To eliminate the possibility of printer related problems try setting your default printer to something other than what is currently set. If you do not have more than 1 existing printer you can download CutePDF writer and set the PDF printer as your default.

You may also want to play around with your display settings in the control panel (colors, resolution, etc.) to see if they may be related somehow.

Regards,
Rollin


----------



## slurpee55 (Oct 20, 2004)

booey1 said:


> I have updated the printer driver to the newest version, but it has made no difference. I don't see why this would affect Excel anyway I'm not trying to print anything. Is there an update to Excel I could get to fix this or something similar?

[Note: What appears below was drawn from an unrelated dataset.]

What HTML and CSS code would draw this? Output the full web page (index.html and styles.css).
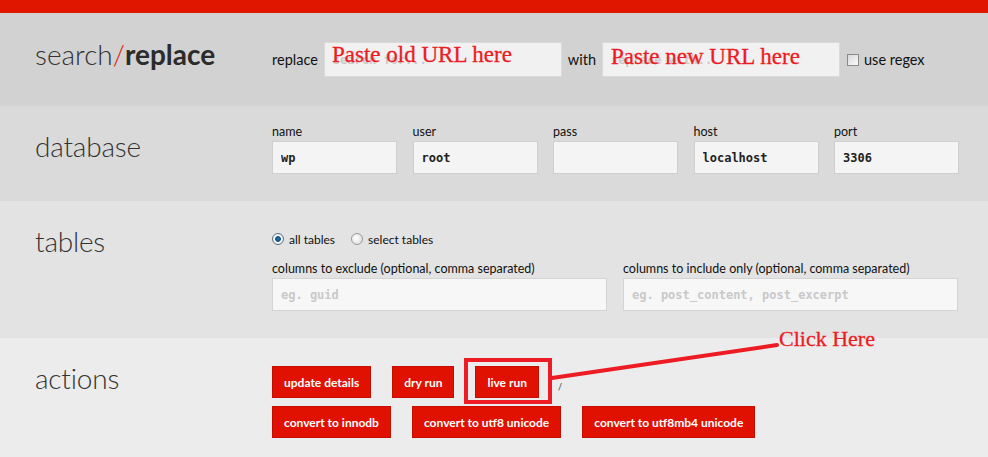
FILE: index.html
```html
<html>
<head>
  <meta charset="utf-8">
  <link rel="stylesheet" href="styles.css">
</head>
<body>
  <div class="topbar"></div>

  <div class="row row-search">
    <h1 class="row-title">search<span class="slash">/</span><b>replace</b></h1>
    <div class="row-body search-body">
      <label class="lbl-big" for="search">replace</label>
      <input class="field field-wide" id="search" type="text" placeholder="search for...">
      <label class="lbl-big" for="replace">with</label>
      <input class="field field-wide" id="replace" type="text" placeholder="replace with...">
      <input class="check" id="regex" type="checkbox">
      <label class="lbl-big" for="regex">use regex</label>
    </div>
  </div>

  <div class="row row-db">
    <h2 class="row-title">database</h2>
    <div class="row-body db-grid">
      <div class="cell"><label class="lbl">name</label><input class="field" type="text" value="wp"></div>
      <div class="cell"><label class="lbl">user</label><input class="field" type="text" value="root"></div>
      <div class="cell"><label class="lbl">pass</label><input class="field" type="password" value=""></div>
      <div class="cell"><label class="lbl">host</label><input class="field" type="text" value="localhost"></div>
      <div class="cell"><label class="lbl">port</label><input class="field" type="text" value="3306"></div>
    </div>
  </div>

  <div class="row row-tables">
    <h2 class="row-title">tables</h2>
    <div class="row-body">
      <div class="radios">
        <label class="radio"><input type="radio" name="tables" checked> all tables</label>
        <label class="radio"><input type="radio" name="tables"> select tables</label>
      </div>
      <div class="cols-grid">
        <div class="cell"><label class="lbl">columns to exclude (optional, comma separated)</label><input class="field" type="text" placeholder="eg. guid"></div>
        <div class="cell"><label class="lbl">columns to include only (optional, comma separated)</label><input class="field" type="text" placeholder="eg. post_content, post_excerpt"></div>
      </div>
    </div>
  </div>

  <div class="row row-actions">
    <h2 class="row-title">actions</h2>
    <div class="row-body">
      <div class="btn-row">
        <button class="btn">update details</button>
        <button class="btn">dry run</button>
        <button class="btn">live run</button>
        <span class="spinner">/</span>
      </div>
      <div class="btn-row">
        <button class="btn">convert to innodb</button>
        <button class="btn">convert to utf8 unicode</button>
        <button class="btn">convert to utf8mb4 unicode</button>
      </div>
    </div>
  </div>

  <!-- annotations drawn over the screenshot -->
  <span class="note note-old">Paste old URL here</span>
  <span class="note note-new">Paste new URL here</span>
  <span class="note note-click">Click Here</span>
  <svg class="marks" width="988" height="457" viewBox="0 0 988 457">
    <rect x="466" y="360" width="84" height="42" fill="none" stroke="#ed1c24" stroke-width="4"/>
    <line x1="552" y1="378" x2="777" y2="345" stroke="#ed1c24" stroke-width="4" stroke-linecap="round"/>
  </svg>
</body>
</html>
```

FILE: styles.css
```css
body {
  margin: 0;
  background: #ececec;
  font-family: Lato, "Open Sans", sans-serif;
  color: #111;
}

.topbar {
  height: 13px;
  background: #e01600;
}

.row {
  display: grid;
  grid-template-columns: 237px 686px;
  padding-left: 35px;
}

.row-search { background: #d2d2d2; height: 93px; }
.row-db { background: #dadada; height: 95px; }
.row-tables { background: #e3e3e3; height: 137px; }
.row-actions { background: #ececec; height: 119px; }

.row-title {
  margin: 23px 0 0;
  font-size: 28px;
  font-weight: 300;
  line-height: 34px;
  color: #333;
  letter-spacing: -0.2px;
}

.row-search .row-title {
  margin-top: 24px;
  letter-spacing: 0;
}

.slash {
  color: #e01600;
}

.row-title b {
  font-weight: 700;
  color: #2b2b2b;
}

.search-body {
  display: flex;
  align-items: center;
  gap: 5px;
  padding-top: 29px;
  align-self: start;
}

.lbl-big {
  font-size: 14.5px;
}

.lbl {
  display: block;
  font-size: 12.5px;
  line-height: 14px;
  margin-bottom: 2px;
}

.field {
  box-sizing: border-box;
  width: 100%;
  height: 33px;
  padding: 0 8px;
  border: 1px solid #cfcfcf;
  background: #f4f4f4;
  font-family: "DejaVu Sans Mono", "Liberation Mono", monospace;
  font-size: 12px;
  font-weight: bold;
  color: #222;
  outline: none;
}

.field::placeholder {
  color: #c9c9c9;
}

.field-wide {
  width: 238px;
  height: 35px;
  margin: 0 1px;
  background: #f1f1f1;
  border-color: #dadada;
}

.check {
  -webkit-appearance: none;
  appearance: none;
  width: 12px;
  height: 12px;
  margin: 0 0 0 1px;
  border: 1px solid #8a8a8a;
  background: linear-gradient(135deg, #d8d8d8, #fafafa);
  box-sizing: border-box;
}

.db-grid {
  display: grid;
  grid-template-columns: repeat(5, 125px);
  column-gap: 15.5px;
  padding-top: 19px;
  align-self: start;
}

.row-tables .row-body {
  padding-top: 30px;
  align-self: start;
}

.radios {
  display: flex;
  gap: 16px;
  font-size: 12px;
  height: 16px;
  align-items: center;
}

.radio {
  display: flex;
  align-items: center;
  gap: 5px;
}

.radio input {
  -webkit-appearance: none;
  appearance: none;
  width: 12px;
  height: 12px;
  margin: 0;
  border-radius: 50%;
  border: 1px solid #999;
  background: radial-gradient(circle at 40% 40%, #fff, #d6d6d6);
  box-sizing: border-box;
}

.radio input:checked {
  border-color: #5a6f80;
  background: radial-gradient(circle, #1d77b8 0, #0b4d80 2.5px, #fff 3.2px, #cfd8df 100%);
}

.cols-grid {
  display: grid;
  grid-template-columns: 335px 335px;
  column-gap: 16px;
  margin-top: 15px;
}

.cols-grid .field {
  background: #f7f7f7;
  border-color: #d4d4d4;
}

.row-actions .row-body {
  padding-top: 28px;
  align-self: start;
}

.btn-row {
  display: flex;
  align-items: center;
  gap: 21px;
  margin-bottom: 8px;
}

.btn {
  height: 32px;
  padding: 0 11px;
  border: 1px solid #c40d00;
  background: #e01100;
  color: #fff;
  font-family: Lato, "Open Sans", sans-serif;
  font-size: 12px;
  font-weight: bold;
  cursor: pointer;
}

.spinner {
  margin-left: -2px;
  font-size: 9px;
  color: #334;
  padding-top: 8px;
}

.note {
  position: absolute;
  font-family: "Liberation Serif", serif;
  color: #ed1c24;
  white-space: nowrap;
  -webkit-text-stroke: 0.3px #ed1c24;
}

.note-old { left: 332px; top: 42px; font-size: 23px; }
.note-new { left: 611px; top: 44px; font-size: 23px; }
.note-click { left: 779px; top: 326px; font-size: 22px; }

.marks {
  position: absolute;
  left: 0;
  top: 0;
  pointer-events: none;
}
```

You may not be trying to print, but Excel deals with the driver internally to see how to configure the data anyway - I used to have two networked printers at my work with very different drivers, and if I formatted a spreadsheet it would do it according to the driver specs for my default driver - if I then switched printers to print, often things like margins came out wrong. (Have two new printers now, both the same brand and similar in other ways and I don't have this problem anymore.)

So if the driver is updated, are you able to make another printer your default?
Or if not, delete your printer for now and see what that does.


----------



## booey1 (May 20, 2007)

Thanks, I've changed the default printer, that seems to have done it


----------



## Dara (May 23, 2004)

strange one !


----------



## slurpee55 (Oct 20, 2004)

Ah, the fun of working with PCs!!! The oddities never cease to amaze....


----------



## jdanielb (Mar 26, 2008)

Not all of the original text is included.